SoftLayer is the one I decided to go with. Established in 2005, with a management team that evolved together for many years, it looked pretty solid to me. Their staff, pricing structure, website and echo in the market just reinforced that feeling.

UPDATE: Looks like I had eliminated 365Main right on time! Less than 10 days after I had made my choice, 365Main suffers a power outage which leaves BIG customers (craiglist, technorati, sixapart, adbrite, yelp, redenvelope and other) offline for several hours.
Sources:
outage at 365 Main’s San Francisco datacenter
365 Main datacenter power outage - Six Apart Technorati Craigslist
San Franciscon Power Outage - A Case Study in Downtime

Estimating your needs

For this web application, the counters just don’t start at 0. The basic servers’ configuration takes that into account but, like for any other application, the actual load inflicted by concurrent users’ requests can’t really be estimated nor benchmarked in advance.

Not so long ago, only 2 solutions would have been available. Start with just enough and be ready to upgrade fast or start strong enough and handle the first couple of months to discover your averages.

Today, there is a third solution: Amazon EC2 and S3 services. Pay-as-you-go for storage and processor usage, what better to avoid seeing your application crashing under the heavy load or your bank account drained because of the hefty initial costs that turned out useless?

Conclusion

I am no expert in that field to start with but I feel confident that I made the right choices. Time will tell I guess.

Agree, disagree?

Delays - very often, uncontrollable

Posted by Jad on July 17, 2007

In my last post, I said I would start posting more frequently after being absent for a while and here I am, 7 days later, with no posts to show.
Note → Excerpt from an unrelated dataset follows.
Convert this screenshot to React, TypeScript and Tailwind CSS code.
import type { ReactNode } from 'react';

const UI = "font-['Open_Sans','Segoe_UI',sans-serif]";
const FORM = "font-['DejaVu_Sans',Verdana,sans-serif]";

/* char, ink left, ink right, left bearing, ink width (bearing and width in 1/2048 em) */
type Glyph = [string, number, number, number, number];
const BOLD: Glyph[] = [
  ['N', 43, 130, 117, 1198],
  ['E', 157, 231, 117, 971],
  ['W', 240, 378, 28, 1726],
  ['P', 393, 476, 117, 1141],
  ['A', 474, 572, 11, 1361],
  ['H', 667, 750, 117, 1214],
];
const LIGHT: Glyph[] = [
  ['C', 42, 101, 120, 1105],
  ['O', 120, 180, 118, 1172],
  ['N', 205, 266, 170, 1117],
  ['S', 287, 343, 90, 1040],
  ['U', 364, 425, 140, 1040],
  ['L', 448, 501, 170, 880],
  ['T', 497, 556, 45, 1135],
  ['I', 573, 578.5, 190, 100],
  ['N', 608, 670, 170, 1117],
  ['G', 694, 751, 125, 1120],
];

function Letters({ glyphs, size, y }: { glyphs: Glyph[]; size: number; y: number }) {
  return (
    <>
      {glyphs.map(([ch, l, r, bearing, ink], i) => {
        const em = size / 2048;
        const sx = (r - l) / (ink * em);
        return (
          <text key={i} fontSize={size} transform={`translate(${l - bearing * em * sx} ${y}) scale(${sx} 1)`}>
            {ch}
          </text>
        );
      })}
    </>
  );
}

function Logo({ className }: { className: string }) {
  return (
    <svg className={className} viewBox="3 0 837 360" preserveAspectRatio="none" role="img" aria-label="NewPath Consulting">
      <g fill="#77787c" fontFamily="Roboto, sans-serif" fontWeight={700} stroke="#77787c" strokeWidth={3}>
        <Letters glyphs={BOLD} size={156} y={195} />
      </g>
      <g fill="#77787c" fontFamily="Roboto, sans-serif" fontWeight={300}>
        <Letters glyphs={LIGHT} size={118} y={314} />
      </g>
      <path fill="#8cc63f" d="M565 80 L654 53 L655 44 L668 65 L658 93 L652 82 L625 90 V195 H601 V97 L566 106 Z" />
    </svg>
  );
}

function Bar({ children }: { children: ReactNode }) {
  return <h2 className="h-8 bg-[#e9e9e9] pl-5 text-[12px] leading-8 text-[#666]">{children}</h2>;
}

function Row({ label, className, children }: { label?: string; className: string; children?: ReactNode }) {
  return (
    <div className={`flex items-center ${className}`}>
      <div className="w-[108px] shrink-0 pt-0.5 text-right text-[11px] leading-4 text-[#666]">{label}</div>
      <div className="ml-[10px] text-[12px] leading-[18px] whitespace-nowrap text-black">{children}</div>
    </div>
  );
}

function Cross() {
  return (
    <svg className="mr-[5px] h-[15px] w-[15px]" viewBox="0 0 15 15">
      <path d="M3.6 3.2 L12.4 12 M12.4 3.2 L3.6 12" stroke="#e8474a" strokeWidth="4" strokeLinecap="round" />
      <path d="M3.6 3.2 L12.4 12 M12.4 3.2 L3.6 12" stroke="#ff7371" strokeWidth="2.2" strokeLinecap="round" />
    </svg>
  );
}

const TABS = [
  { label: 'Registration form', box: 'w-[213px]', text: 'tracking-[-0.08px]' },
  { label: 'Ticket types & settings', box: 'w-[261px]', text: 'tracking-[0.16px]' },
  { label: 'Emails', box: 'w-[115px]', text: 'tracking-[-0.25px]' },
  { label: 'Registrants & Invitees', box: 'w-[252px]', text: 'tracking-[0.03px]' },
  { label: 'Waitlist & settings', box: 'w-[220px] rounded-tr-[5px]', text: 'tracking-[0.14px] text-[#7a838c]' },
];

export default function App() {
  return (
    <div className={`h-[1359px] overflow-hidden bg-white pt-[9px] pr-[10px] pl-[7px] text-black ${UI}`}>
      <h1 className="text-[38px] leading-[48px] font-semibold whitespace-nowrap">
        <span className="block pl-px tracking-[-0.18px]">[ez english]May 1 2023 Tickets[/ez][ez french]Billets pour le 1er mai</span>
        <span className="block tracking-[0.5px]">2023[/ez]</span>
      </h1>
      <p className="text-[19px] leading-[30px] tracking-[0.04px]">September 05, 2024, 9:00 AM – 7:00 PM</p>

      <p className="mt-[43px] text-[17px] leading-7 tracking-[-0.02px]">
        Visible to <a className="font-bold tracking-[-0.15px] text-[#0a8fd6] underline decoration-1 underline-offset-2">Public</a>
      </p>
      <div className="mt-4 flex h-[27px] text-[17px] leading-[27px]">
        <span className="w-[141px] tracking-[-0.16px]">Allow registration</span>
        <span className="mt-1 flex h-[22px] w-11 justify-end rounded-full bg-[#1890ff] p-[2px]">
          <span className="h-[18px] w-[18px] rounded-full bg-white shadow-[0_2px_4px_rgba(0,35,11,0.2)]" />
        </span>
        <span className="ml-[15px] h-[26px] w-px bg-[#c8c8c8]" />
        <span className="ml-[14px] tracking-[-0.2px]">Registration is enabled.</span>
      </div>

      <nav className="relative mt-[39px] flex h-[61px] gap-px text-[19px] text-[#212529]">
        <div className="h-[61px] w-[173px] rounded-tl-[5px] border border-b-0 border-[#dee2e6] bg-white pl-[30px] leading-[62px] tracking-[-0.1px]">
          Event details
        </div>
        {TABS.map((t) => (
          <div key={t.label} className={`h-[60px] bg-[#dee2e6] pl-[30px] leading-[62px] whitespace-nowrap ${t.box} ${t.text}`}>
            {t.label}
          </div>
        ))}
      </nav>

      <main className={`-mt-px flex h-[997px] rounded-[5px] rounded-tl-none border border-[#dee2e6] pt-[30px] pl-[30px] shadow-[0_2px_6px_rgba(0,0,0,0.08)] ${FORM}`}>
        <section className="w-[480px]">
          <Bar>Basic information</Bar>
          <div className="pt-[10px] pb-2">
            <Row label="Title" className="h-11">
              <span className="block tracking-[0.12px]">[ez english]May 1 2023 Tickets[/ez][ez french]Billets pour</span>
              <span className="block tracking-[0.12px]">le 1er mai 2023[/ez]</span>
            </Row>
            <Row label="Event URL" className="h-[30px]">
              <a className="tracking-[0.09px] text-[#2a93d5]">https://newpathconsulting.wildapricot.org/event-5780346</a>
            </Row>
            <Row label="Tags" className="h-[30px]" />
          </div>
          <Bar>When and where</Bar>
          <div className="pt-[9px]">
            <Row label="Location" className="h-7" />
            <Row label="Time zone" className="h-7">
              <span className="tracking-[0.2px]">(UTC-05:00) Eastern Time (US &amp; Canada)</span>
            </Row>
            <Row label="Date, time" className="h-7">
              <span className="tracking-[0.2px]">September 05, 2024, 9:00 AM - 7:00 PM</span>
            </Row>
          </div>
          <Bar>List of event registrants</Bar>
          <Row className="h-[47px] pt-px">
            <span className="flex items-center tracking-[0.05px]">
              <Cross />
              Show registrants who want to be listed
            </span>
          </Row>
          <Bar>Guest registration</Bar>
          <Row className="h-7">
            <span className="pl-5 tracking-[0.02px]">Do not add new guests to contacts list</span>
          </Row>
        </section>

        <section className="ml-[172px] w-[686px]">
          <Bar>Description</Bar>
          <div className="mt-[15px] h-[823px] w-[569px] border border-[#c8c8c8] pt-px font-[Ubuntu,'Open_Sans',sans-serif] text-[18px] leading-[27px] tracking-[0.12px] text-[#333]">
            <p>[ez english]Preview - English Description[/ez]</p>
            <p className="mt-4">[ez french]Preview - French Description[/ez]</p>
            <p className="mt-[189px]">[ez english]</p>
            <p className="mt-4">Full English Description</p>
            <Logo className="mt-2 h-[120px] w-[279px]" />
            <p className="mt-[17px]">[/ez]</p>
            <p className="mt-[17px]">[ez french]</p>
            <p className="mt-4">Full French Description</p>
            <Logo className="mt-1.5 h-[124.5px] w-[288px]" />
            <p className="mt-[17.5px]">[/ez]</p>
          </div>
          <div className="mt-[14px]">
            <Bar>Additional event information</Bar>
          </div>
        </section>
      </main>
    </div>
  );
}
I haven’t been procrastinating, nor have I been making more changes to the application’s plan, no - I was recovering from an unexpected surgery!

Aside from affecting the project’s timeline, this hospital stay gave me time to take a couple steps back from the development/planning side of things. Time I spent refreshing my memory with books like Building Scalable Web Sites (by Cal Henderson) and Prioritizing Web Usability (by Jakob Nielsen and Hoa Loranger).
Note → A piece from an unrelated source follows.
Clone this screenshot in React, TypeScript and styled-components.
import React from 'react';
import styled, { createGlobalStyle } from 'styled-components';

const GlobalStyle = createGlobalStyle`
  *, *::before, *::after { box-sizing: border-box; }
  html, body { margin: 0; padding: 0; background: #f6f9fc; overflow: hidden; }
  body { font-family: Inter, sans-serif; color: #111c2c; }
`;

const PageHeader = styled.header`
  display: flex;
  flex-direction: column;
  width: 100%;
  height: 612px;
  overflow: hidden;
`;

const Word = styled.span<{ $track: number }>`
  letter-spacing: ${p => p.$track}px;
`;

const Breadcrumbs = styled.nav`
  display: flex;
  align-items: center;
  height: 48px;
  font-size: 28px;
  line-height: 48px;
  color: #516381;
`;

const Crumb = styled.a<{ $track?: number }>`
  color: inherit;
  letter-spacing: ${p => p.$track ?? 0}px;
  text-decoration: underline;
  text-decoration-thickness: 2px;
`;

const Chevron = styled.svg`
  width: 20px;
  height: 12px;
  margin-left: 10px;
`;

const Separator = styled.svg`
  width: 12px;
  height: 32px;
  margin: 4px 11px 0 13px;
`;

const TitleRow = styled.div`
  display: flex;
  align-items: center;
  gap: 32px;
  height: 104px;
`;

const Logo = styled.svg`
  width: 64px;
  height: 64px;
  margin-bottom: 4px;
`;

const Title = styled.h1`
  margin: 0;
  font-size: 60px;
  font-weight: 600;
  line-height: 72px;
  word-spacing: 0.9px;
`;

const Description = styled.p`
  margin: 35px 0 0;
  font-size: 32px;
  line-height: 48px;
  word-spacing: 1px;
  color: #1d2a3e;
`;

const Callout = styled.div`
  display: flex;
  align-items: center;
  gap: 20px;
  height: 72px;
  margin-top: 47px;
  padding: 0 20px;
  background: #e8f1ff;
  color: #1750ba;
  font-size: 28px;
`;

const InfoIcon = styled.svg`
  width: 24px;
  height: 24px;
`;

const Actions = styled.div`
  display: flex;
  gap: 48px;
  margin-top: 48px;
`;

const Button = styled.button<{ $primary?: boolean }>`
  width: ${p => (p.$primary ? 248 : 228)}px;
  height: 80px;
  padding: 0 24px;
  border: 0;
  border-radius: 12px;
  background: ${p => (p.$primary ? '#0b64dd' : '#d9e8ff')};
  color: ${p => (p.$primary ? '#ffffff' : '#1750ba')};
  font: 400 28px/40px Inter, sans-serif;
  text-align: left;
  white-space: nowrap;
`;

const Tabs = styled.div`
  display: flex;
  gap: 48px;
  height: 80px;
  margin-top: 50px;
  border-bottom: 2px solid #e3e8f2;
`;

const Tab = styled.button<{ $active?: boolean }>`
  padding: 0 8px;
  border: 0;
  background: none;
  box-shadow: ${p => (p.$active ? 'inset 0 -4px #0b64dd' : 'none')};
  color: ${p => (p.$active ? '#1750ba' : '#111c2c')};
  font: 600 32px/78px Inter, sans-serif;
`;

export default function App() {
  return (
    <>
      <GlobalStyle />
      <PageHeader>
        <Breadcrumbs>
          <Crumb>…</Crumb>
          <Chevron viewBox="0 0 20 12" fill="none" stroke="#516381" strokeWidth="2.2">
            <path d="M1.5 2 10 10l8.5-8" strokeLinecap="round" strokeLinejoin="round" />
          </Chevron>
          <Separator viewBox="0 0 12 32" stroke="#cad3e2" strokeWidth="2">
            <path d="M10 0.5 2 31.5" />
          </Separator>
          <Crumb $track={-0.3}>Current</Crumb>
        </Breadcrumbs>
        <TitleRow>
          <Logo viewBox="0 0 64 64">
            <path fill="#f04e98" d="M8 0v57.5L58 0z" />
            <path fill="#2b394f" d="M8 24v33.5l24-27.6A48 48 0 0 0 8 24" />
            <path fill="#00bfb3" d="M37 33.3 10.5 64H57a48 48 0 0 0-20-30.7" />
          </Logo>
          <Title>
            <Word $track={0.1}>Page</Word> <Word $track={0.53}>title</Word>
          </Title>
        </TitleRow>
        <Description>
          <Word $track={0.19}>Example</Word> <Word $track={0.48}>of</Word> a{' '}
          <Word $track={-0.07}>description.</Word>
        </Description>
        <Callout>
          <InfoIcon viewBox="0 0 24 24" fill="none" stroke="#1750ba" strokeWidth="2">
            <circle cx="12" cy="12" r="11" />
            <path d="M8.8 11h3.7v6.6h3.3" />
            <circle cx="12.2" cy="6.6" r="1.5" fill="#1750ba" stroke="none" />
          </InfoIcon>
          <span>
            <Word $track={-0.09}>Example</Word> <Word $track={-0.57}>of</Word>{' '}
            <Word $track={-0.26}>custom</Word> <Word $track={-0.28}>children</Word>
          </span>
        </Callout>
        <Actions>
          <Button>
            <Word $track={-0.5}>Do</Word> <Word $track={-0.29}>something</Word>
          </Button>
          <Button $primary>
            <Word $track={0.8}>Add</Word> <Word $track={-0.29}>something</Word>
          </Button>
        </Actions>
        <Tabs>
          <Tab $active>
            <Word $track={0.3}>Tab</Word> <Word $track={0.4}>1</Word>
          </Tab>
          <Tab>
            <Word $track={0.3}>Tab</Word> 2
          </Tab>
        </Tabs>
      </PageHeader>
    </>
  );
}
A couple of the things that got either setup, approved or coded during my absence:

  1. New company (legal documents, bank account, etc.)
  2. A new Google Adwords API account (GAA) - never heard back from them concerning the old account’s inquiry.
  3. A new Yahoo! Search Marketing API (YSMA) sandbox account.
  4. 75% of the data cleansing classes we need.

Lesson of the day:

Early in the development process, having a detailed plan (no matter if you know that delays will occur), combined with taking action on simple third party requests (placing orders, registering accounts, etc.), helps keeping things rolling when you encounter unexpected events or delays.

Breaking the silence

Posted by Jad on July 11, 2007

After now almost 3 weeks without posting, it was time I get back to it before I loose interest. Very often, after starting something for no hard cold cash, I say to myself: “Why did you ever think of starting it in the first place!”. Many times the answer (or the lack of answer) to that leads to dropping it - not in this case.

Before I get back to work, here’s a roundup on what’s been happening:

- Alex* came for a week to discuss the features, marketing strategy and JV opportunities (oh, and yes, for the staff reading this, and a little vacation to Alexandria!). Great time we had and many new ideas, some requiring to look back at the use cases, database design, initial server setup - but no code.
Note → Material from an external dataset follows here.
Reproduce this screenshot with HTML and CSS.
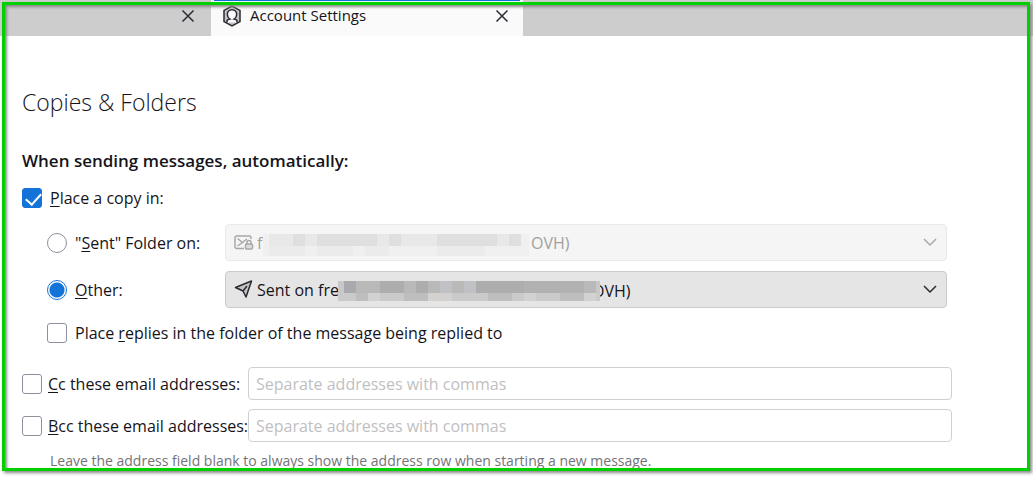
FILE: index.html
```html
<!DOCTYPE html>
<html lang="en">
<head>
    <meta charset="UTF-8">
    <meta name="viewport" content="width=device-width, initial-scale=1.0">
    <title>Account Settings</title>
    <link rel="stylesheet" href="styles.css">
</head>
<body>
    <header class="tabs">
        <div class="tab">
            <button class="close" type="button" aria-label="Close tab">
                <svg width="14" height="14" viewBox="0 0 14 14"><path d="M1.5 1.5l11 11M12.5 1.5l-11 11"/></svg>
            </button>
        </div>
        <div class="tab active">
            <svg class="tab-icon" width="20" height="22" viewBox="0 0 20 22">
                <path class="hex" d="M10 1.2l8 4.2v11.2l-8 4.2-8-4.2V5.400z"/>
                <path class="person" d="M5 17.500v-1.300c0-1.200 1-1.900 2.900-2.200C6.200 12.800 5.300 11.200 5.300 9.400 5.300 6.600 7.300 4.700 10 4.700s4.700 1.900 4.700 4.700c0 1.800-.9 3.400-2.600 4.600 1.900.3 2.900 1 2.900 2.200v1.300"/>
            </svg>
            <span class="tab-title">Account Settings</span>
            <button class="close" type="button" aria-label="Close tab">
                <svg width="14" height="14" viewBox="0 0 14 14"><path d="M1.5 1.5l11 11M12.5 1.5l-11 11"/></svg>
            </button>
        </div>
    </header>

    <main class="content">
        <h1>Copies &amp; Folders</h1>
        <h2>When sending messages, automatically:</h2>

        <label class="choice"><input type="checkbox" checked><span><u>P</u>lace a copy in:</span></label>

        <div class="folders">
            <label class="choice"><input type="radio" name="folder"><span>"<u>S</u>ent" Folder on:</span></label>
            <div class="picker disabled">
                <select aria-label="Sent folder account" disabled><option>f</option></select>
                <svg class="icon" width="20" height="18" viewBox="0 0 20 18">
                    <path d="M10 15.500H2.500a1.500 1.500 0 0 1-1.500-1.500V4.500A1.500 1.500 0 0 1 2.500 3h13A1.500 1.500 0 0 1 17 4.500V6M3.500 5.500l5 4-5 3.500M9 9l4-3"/>
                    <rect class="lock" x="11.500" y="11" width="7" height="5" rx="1"/>
                    <path d="M13 11V9.500a2 2 0 0 1 4 0V11"/>
                </svg>
                <svg class="arrow" width="14" height="9" viewBox="0 0 14 9"><path d="M1 1l6 6 6-6"/></svg>
                <div class="masked account">
                    <svg class="mosaic" width="266" height="22" viewBox="0 0 266 22" shape-rendering="crispEdges">
                        <path fill="#f0f0f0" d="M0 0h266v22H0z"/>
                        <path fill="#e8e8e8" d="M6 0h240v12H6z"/>
                        <path fill="#dfdfdf" d="M30 0h12v12H30zM54 0h60v12H54zM126 0h12v12h-12zM174 0h60v12h-60zM246 0h12v12h-12z"/>
                        <path fill="#ebebeb" d="M6 12h36v10H6zM54 12h36v10H54zM102 12h24v10h-24zM174 12h48v10h-48z"/>
                    </svg>
                    <span>OVH)</span>
                </div>
            </div>

            <label class="choice"><input type="radio" name="folder" checked><span><u>O</u>ther:</span></label>
            <div class="picker">
                <select aria-label="Other folder"><option>Sent on fre</option></select>
                <svg class="icon" width="20" height="18" viewBox="0 0 20 18">
                    <path class="plane" d="M1.500 7.500L17.500 1l-5.500 16-3-6z"/>
                    <path d="M9 11l4-5"/>
                </svg>
                <svg class="arrow" width="14" height="9" viewBox="0 0 14 9"><path d="M1 1l6 6 6-6"/></svg>
                <div class="masked other">
                    <svg class="mosaic" width="262" height="20" viewBox="0 0 262 20" shape-rendering="crispEdges">
                        <path fill="#b9b9ba" d="M0 0h262v12H0z"/>
                        <path fill="#cacaca" d="M0 12h262v8H0z"/>
                        <path fill="#c8c8c9" d="M0 0h6v12H0zM258 0h4v12h-4z"/>
                        <path fill="#a9a9ae" d="M6 0h12v12H6z"/>
                        <path fill="#adadae" d="M42 0h24v12H42zM78 0h12v12H78zM138 0h48v12h-48z"/>
                        <path fill="#bfc1c4" d="M102 0h12v12h-12zM126 0h12v12h-12z"/>
                        <path fill="#b1b1b2" d="M186 0h60v12h-60z"/>
                        <path fill="#bebebf" d="M18 12h12v8H18zM66 12h24v8H66zM150 12h24v8h-24zM222 12h24v8h-24z"/>
                        <path fill="#d3d2d1" d="M30 12h12v8H30zM90 12h24v8H90zM186 12h12v8h-12zM246 12h12v8h-12z"/>
                    </svg>
                    <span>OVH)</span>
                </div>
            </div>
        </div>

        <label class="choice nested"><input type="checkbox"><span>Place <u>r</u>eplies in the folder of the message being replied to</span></label>

        <div class="address">
            <label class="choice"><input type="checkbox"><span><u>C</u>c these email addresses:</span></label>
            <input type="text" aria-label="Cc addresses" placeholder="Separate addresses with commas">
        </div>
        <div class="address">
            <label class="choice"><input type="checkbox"><span><u>B</u>cc these email addresses:</span></label>
            <input type="text" aria-label="Bcc addresses" placeholder="Separate addresses with commas">
        </div>
        <p class="hint">Leave the address field blank to always show the address row when starting a new message.</p>
    </main>
    <div class="frame"></div>
</body>
</html>
```
FILE: styles.css
```css
* {
    box-sizing: border-box;
}
body {
    margin: 0;
    background: #fff;
    color: #15141a;
    font-family: "Open Sans", "Noto Sans", sans-serif;
    font-size: 16px;
    line-height: 20px;
}
.tabs {
    display: flex;
    height: 36px;
    background: #cdcdce;
}
.tab {
    display: flex;
    align-items: center;
    width: 211px;
    padding: 0 16px 4px 11px;
    font-size: 15px;
}
.tab.active {
    width: 312px;
    padding-right: 14px;
    background: linear-gradient(#0a6fe0, #0a6fe0) 3px 0 / 306px 1px no-repeat #fafafa;
}
.tab-icon {
    margin-right: 8px;
}
.tab-title {
    padding-bottom: 2px;
}
.close {
    display: flex;
    margin-left: auto;
    padding: 0;
    border: none;
    background: none;
}
svg {
    fill: none;
    stroke: #2b2a33;
    stroke-width: 1.5;
}
.hex {
    fill: #c4c4c6;
}
.person {
    fill: #fafafa;
}
.content {
    padding: 51px 81px 0 22px;
}
h1 {
    margin: 0;
    font-size: 23px;
    font-weight: 300;
    line-height: 30px;
}
h2 {
    margin: 33px 0 16px;
    font-size: 17px;
    font-weight: 600;
    line-height: 22px;
}
.choice {
    display: flex;
    align-items: center;
    gap: 8px;
    white-space: nowrap;
}
u {
    text-decoration-thickness: 1px;
    text-underline-offset: 2px;
}
input[type="checkbox"],
input[type="radio"] {
    appearance: none;
    flex: none;
    width: 20px;
    height: 20px;
    margin: 0;
    border: 1px solid #8f8f9d;
    border-radius: 3px;
    background: #fff;
}
input[type="radio"] {
    border-radius: 50%;
}
input[type="checkbox"]:checked {
    border-color: #1373d9;
    background: #1373d9;
    position: relative;
}
input[type="checkbox"]:checked::after {
    content: "";
    position: absolute;
    left: 6px;
    top: 1px;
    width: 7px;
    height: 13px;
    border: solid #fff;
    border-width: 0 2px 2px 0;
    transform: rotate(42deg);
}
input[type="radio"]:checked {
    border-color: #1373d9;
    background: radial-gradient(circle, #1373d9 7px, #fff 8px);
}
.folders {
    display: grid;
    grid-template-columns: 178px 1fr;
    row-gap: 10px;
    margin: 16px 5px 15px 25px;
}
.picker {
    position: relative;
}
select {
    appearance: none;
    display: block;
    width: 100%;
    height: 37px;
    padding: 0 31px;
    border: 1px solid #cbcbcb;
    border-radius: 4px;
    background: #e5e5e5;
    color: inherit;
    font: inherit;
    opacity: 1;
}
.icon,
.arrow {
    position: absolute;
    pointer-events: none;
}
.icon {
    left: 9px;
    top: 9px;
}
.plane {
    fill: #c4c4c6;
    stroke-linejoin: round;
}
.arrow {
    right: 10px;
    top: 14px;
}
.disabled {
    color: #a0a0a0;
}
.disabled select {
    border-color: #e9e9e9;
    background: #f5f5f5;
}
.disabled .icon,
.disabled .arrow {
    stroke: #a8a8a8;
}
.lock {
    fill: #dcdcdc;
}
/* blurred-out part of the account name */
.masked {
    display: flex;
    align-items: center;
    position: absolute;
    pointer-events: none;
}
.account {
    left: 38px;
    top: 10px;
    gap: 2px;
    align-items: flex-start;
    line-height: 18px;
}
.other {
    left: 113px;
    top: 10px;
    line-height: 18px;
}
.mosaic {
    position: relative;
    z-index: 1;
    stroke: none;
}
.other .mosaic {
    margin-right: -8px;
}
.nested {
    margin-left: 25px;
}
.address {
    display: grid;
    grid-template-columns: 226px 1fr;
    margin-top: 9px;
}
.address .choice {
    gap: 6px;
}
.nested + .address {
    margin-top: 24px;
}
input[type="text"] {
    height: 33px;
    padding: 0 7px;
    border: 1px solid #d0d0d3;
    border-radius: 4px;
    font: inherit;
}
input::placeholder {
    color: #bfbfc2;
}
.hint {
    margin: 9px 0 0 28px;
    color: #737378;
    font-size: 14px;
}
.frame {
    position: fixed;
    inset: 2px 3px 6px 2px;
    border: 3px solid #00d000;
    box-shadow: 2px 2px 3px #888, inset 2px 2px 3px #888;
    pointer-events: none;
}
```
- I then had my cousin here for a couple of days - again, great time but no code.

- All that time, I haven’t stopped doing research on the different aspects of the web application that I will share with you in the coming days. Some of are the APIs it will use, the hardware resources it will require, libraries and classes it can benefit from, etc.

So yeah, the good news is that you haven’t really missed much. The bad news is that the launch date has obviously been affected and same applies to the schedule.

I’ll leave it at that for the moment, more updates real soon.